# [Dataset content]
┌────────
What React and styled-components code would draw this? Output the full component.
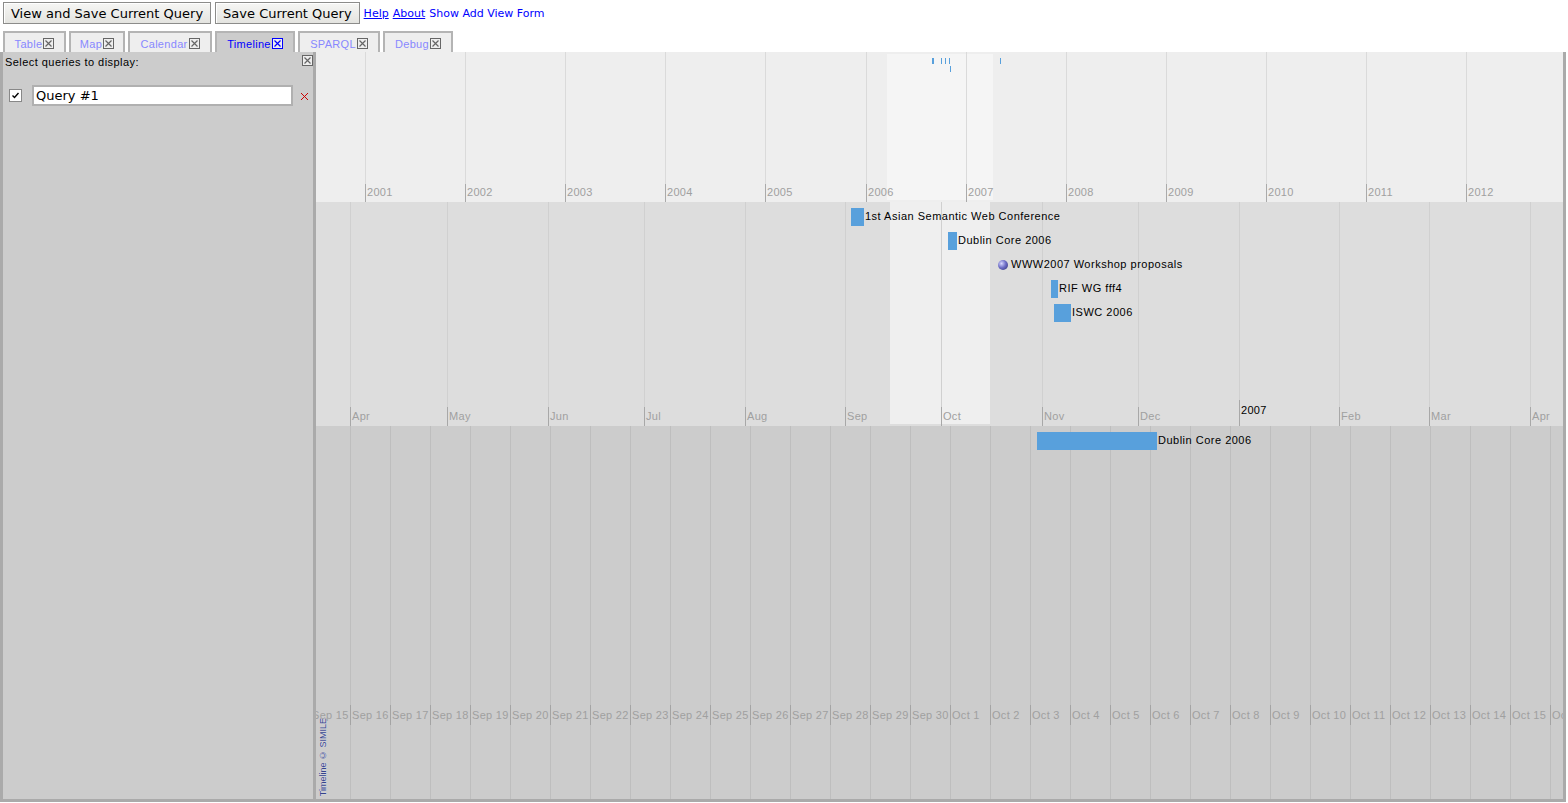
import styled, { createGlobalStyle } from 'styled-components';

const GlobalStyle = createGlobalStyle`
  html, body {
    margin: 0;
    padding: 0;
    background: #fff;
  }
  body {
    font-family: "Liberation Sans", Arial, sans-serif;
    font-size: 11px;
  }
`;

const TopBar = styled.div`
  display: flex;
  align-items: center;
  gap: 4px;
  height: 22px;
  padding: 2px 3px 0;
`;

const Button = styled.button`
  height: 22px;
  padding: 0 7px;
  font-family: "DejaVu Sans", sans-serif;
  font-size: 13px;
  color: #000;
  background: linear-gradient(#f6f6f4, #e4e4e0);
  border: 1px solid #8c8c8a;
  box-shadow: inset 1px 1px #fff;
  border-radius: 0;
`;

const Links = styled.div`
  display: flex;
  gap: 4px;
  font-family: "DejaVu Sans", sans-serif;
  font-size: 11px;
  color: #00f;
`;

const Link = styled.a`
  color: #00f;
  text-decoration: ${(p) => (p.$plain ? 'none' : 'underline')};
  cursor: pointer;
`;

const TabRow = styled.div`
  display: flex;
  gap: 3px;
  padding-left: 3px;
  margin-top: 7px;
  height: 21px;
`;

const Tab = styled.div`
  display: flex;
  align-items: center;
  justify-content: center;
  gap: 1px;
  width: ${(p) => p.$w}px;
  box-sizing: border-box;
  border: 2px solid #b4b4b4;
  border-bottom: none;
  background: ${(p) => (p.$active ? '#ccc' : '#eee')};
  color: ${(p) => (p.$active ? '#00f' : '#88f')};
  font-size: 11px;
  letter-spacing: 0.3px;
  padding-top: 2px;
`;

const BoxX = ({ color = '#666' }) => (
  <svg width="11" height="11" viewBox="0 0 11 11">
    <rect x="0.5" y="0.5" width="10" height="10" fill="#eee" stroke={color} />
    <path d="M2.5 2.5 L8.5 8.5 M8.5 2.5 L2.5 8.5" stroke={color} strokeWidth="1.2" />
  </svg>
);

const Main = styled.div`
  display: flex;
  width: 1566px;
  height: 750px;
  box-sizing: border-box;
  border: 3px solid #aaa;
  border-top: none;
`;

const LeftPanel = styled.div`
  width: 310px;
  flex-shrink: 0;
  background: #ccc;
  border-right: 3px solid #aaa;
  display: flex;
  flex-direction: column;
`;

const PanelHeader = styled.div`
  display: flex;
  justify-content: space-between;
  align-items: flex-start;
  padding: 2px 0 0 2px;
  letter-spacing: 0.45px;
  color: #000;
  line-height: 13px;
`;

const QueryRow = styled.div`
  display: flex;
  align-items: center;
  margin-top: 16px;
  padding-left: 6px;
`;

const CheckBox = styled.span`
  width: 13px;
  height: 13px;
  box-sizing: border-box;
  border: 1px solid #888;
  background: #fff;
  display: flex;
  align-items: center;
  justify-content: center;
`;

const QueryInput = styled.input`
  width: 261px;
  height: 21px;
  box-sizing: border-box;
  margin-left: 10px;
  border: 2px solid #b0b0b0;
  background: #fff;
  font-family: "DejaVu Sans", sans-serif;
  font-size: 13px;
  padding: 0 2px;
  color: #000;
  outline: none;
`;

const RemoveX = styled.span`
  margin-left: 7px;
  margin-top: 2px;
  display: flex;
`;

const Timeline = styled.div`
  flex: 1;
  display: flex;
  flex-direction: column;
  overflow: hidden;
  min-width: 0;
`;

const Band = styled.div`
  position: relative;
  height: ${(p) => p.$h}px;
  flex-shrink: 0;
  background: ${(p) => p.$bg};
  overflow: hidden;
`;

const Highlight = styled.div`
  position: absolute;
  top: ${(p) => p.$top}px;
  bottom: ${(p) => p.$bottom}px;
  background: ${(p) => p.$bg};
`;

const GridLine = styled.div`
  position: absolute;
  top: 0;
  bottom: 0;
  width: 1px;
  background: ${(p) => p.$color};
`;

const Tick = styled.div`
  position: absolute;
  width: 1px;
  height: ${(p) => p.$h}px;
  background: ${(p) => p.$color};
`;

const ScaleLabel = styled.div`
  position: absolute;
  font-size: 11px;
  letter-spacing: 0.3px;
  line-height: 13px;
  white-space: nowrap;
  color: ${(p) => p.$color || '#a0a0a0'};
`;

const EventMark = styled.div`
  position: absolute;
  background: #58a0dc;
`;

const EventLabel = styled.div`
  position: absolute;
  font-size: 11px;
  letter-spacing: 0.5px;
  line-height: 13px;
  white-space: nowrap;
  color: #000;
`;

const Dot = styled.div`
  position: absolute;
  width: 10px;
  height: 10px;
  border-radius: 50%;
  background: radial-gradient(circle at 35% 35%, #d8d8ff 0%, #7070c8 45%, #2a2a70 100%);
`;

const Credit = styled.div`
  position: absolute;
  left: 2px;
  bottom: 3px;
  writing-mode: vertical-rl;
  transform: rotate(180deg);
  font-size: 9px;
  line-height: 10px;
  color: #34448c;
  text-shadow: 0 0 1px #eef;
`;

const years = Array.from({ length: 12 }, (_, i) => ({ x: Math.round(49 + 100.1 * i), label: String(2001 + i) }));

const months = [
  [34, 'Apr'], [131, 'May'], [232, 'Jun'], [328, 'Jul'], [429, 'Aug'], [529, 'Sep'],
  [625, 'Oct'], [726, 'Nov'], [822, 'Dec'], [923, '2007'], [1023, 'Feb'], [1113, 'Mar'], [1214, 'Apr'],
];

const days = Array.from({ length: 33 }, (_, k) => ({
  x: -6 + 40 * k,
  label: k < 16 ? `Sep ${15 + k}` : `Oct ${k - 15}`,
}));

const overviewTicks = [
  { x: 616, y: 6, w: 2 }, { x: 625, y: 6, w: 1 }, { x: 629, y: 6, w: 1 },
  { x: 633, y: 6, w: 1 }, { x: 634, y: 14, w: 1 }, { x: 684, y: 6, w: 1 },
];

const detailEvents = [
  { x: 535, y: 6, w: 13, label: '1st Asian Semantic Web Conference' },
  { x: 632, y: 30, w: 9, label: 'Dublin Core 2006' },
  { x: 682, y: 58, dot: true, label: 'WWW2007 Workshop proposals' },
  { x: 735, y: 78, w: 7, label: 'RIF WG fff4' },
  { x: 738, y: 102, w: 17, label: 'ISWC 2006' },
];

const tabs = [
  ['Table', 63], ['Map', 56], ['Calendar', 84], ['Timeline', 80], ['SPARQL', 82], ['Debug', 70],
];

export default function App() {
  return (
    <>
      <GlobalStyle />
      <TopBar>
        <Button>View and Save Current Query</Button>
        <Button>Save Current Query</Button>
        <Links>
          <Link>Help</Link>
          <Link>About</Link>
          <Link $plain>Show Add View Form</Link>
        </Links>
      </TopBar>
      <TabRow>
        {tabs.map(([name, w]) => (
          <Tab key={name} $w={w} $active={name === 'Timeline'}>
            {name}
            <BoxX color={name === 'Timeline' ? '#00f' : '#666'} />
          </Tab>
        ))}
      </TabRow>
      <Main>
        <LeftPanel>
          <PanelHeader>
            <span style={{ marginTop: 2 }}>Select queries to display:</span>
            <span style={{ marginTop: 1 }}>
              <BoxX color="#666" />
            </span>
          </PanelHeader>
          <QueryRow>
            <CheckBox>
              <svg width="9" height="9" viewBox="0 0 9 9">
                <path d="M1.5 4.5 L3.5 6.5 L7.5 2" fill="none" stroke="#000" strokeWidth="1.4" />
              </svg>
            </CheckBox>
            <QueryInput defaultValue="Query #1" />
            <RemoveX>
              <svg width="9" height="9" viewBox="0 0 9 9">
                <path d="M1 1 L8 8 M8 1 L1 8" stroke="#c00" strokeWidth="1" />
              </svg>
            </RemoveX>
          </QueryRow>
        </LeftPanel>
        <Timeline>
          <Band $h={150} $bg="#eeeeee">
            <Highlight $top={2} $bottom={2} $bg="#f5f5f5" style={{ left: 571, width: 106 }} />
            {years.map((y) => (
              <div key={y.label}>
                <GridLine $color="#dadada" style={{ left: y.x }} />
                <Tick $h={18} $color="#aaa" style={{ left: y.x, bottom: 0 }} />
                <ScaleLabel style={{ left: y.x + 2, bottom: 3 }}>{y.label}</ScaleLabel>
              </div>
            ))}
            {overviewTicks.map((t, i) => (
              <EventMark key={i} style={{ left: t.x, top: t.y, width: t.w, height: 6 }} />
            ))}
          </Band>
          <Band $h={224} $bg="#dddddd">
            <Highlight $top={0} $bottom={2} $bg="#efefef" style={{ left: 574, width: 100 }} />
            {months.map(([x, label]) => {
              const isYear = label === '2007';
              return (
                <div key={x}>
                  <GridLine $color="#d0d0d0" style={{ left: x }} />
                  <Tick $h={isYear ? 26 : 19} $color="#a8a8a8" style={{ left: x, bottom: 0 }} />
                  <ScaleLabel
                    $color={isYear ? '#000' : '#a0a0a0'}
                    style={{ left: x + 2, bottom: isYear ? 9 : 3 }}
                  >
                    {label}
                  </ScaleLabel>
                </div>
              );
            })}
            {detailEvents.map((e) => (
              <div key={e.label}>
                {e.dot ? (
                  <Dot style={{ left: e.x, top: e.y }} />
                ) : (
                  <EventMark style={{ left: e.x, top: e.y, width: e.w, height: 18 }} />
                )}
                <EventLabel style={{ left: e.dot ? e.x + 13 : e.x + e.w + 1, top: e.dot ? e.y - 2 : e.y + 2 }}>
                  {e.label}
                </EventLabel>
              </div>
            ))}
          </Band>
          <Band $h={373} $bg="#cccccc">
            {days.map((d) => (
              <div key={d.label}>
                <GridLine $color="#bebebe" style={{ left: d.x }} />
                <Tick $h={20} $color="#a4a4a4" style={{ left: d.x, top: 279 }} />
                <ScaleLabel style={{ left: d.x + 2, top: 283 }}>{d.label}</ScaleLabel>
              </div>
            ))}
            <EventMark style={{ left: 721, top: 6, width: 120, height: 18 }} />
            <EventLabel style={{ left: 842, top: 8 }}>Dublin Core 2006</EventLabel>
            <Credit>Timeline © SIMILE</Credit>
          </Band>
        </Timeline>
      </Main>
    </>
  );
}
└────────
# [What you will do]
In the listing, how many lines hold "components"? Answer with a bare number.

# [Output for this task]
2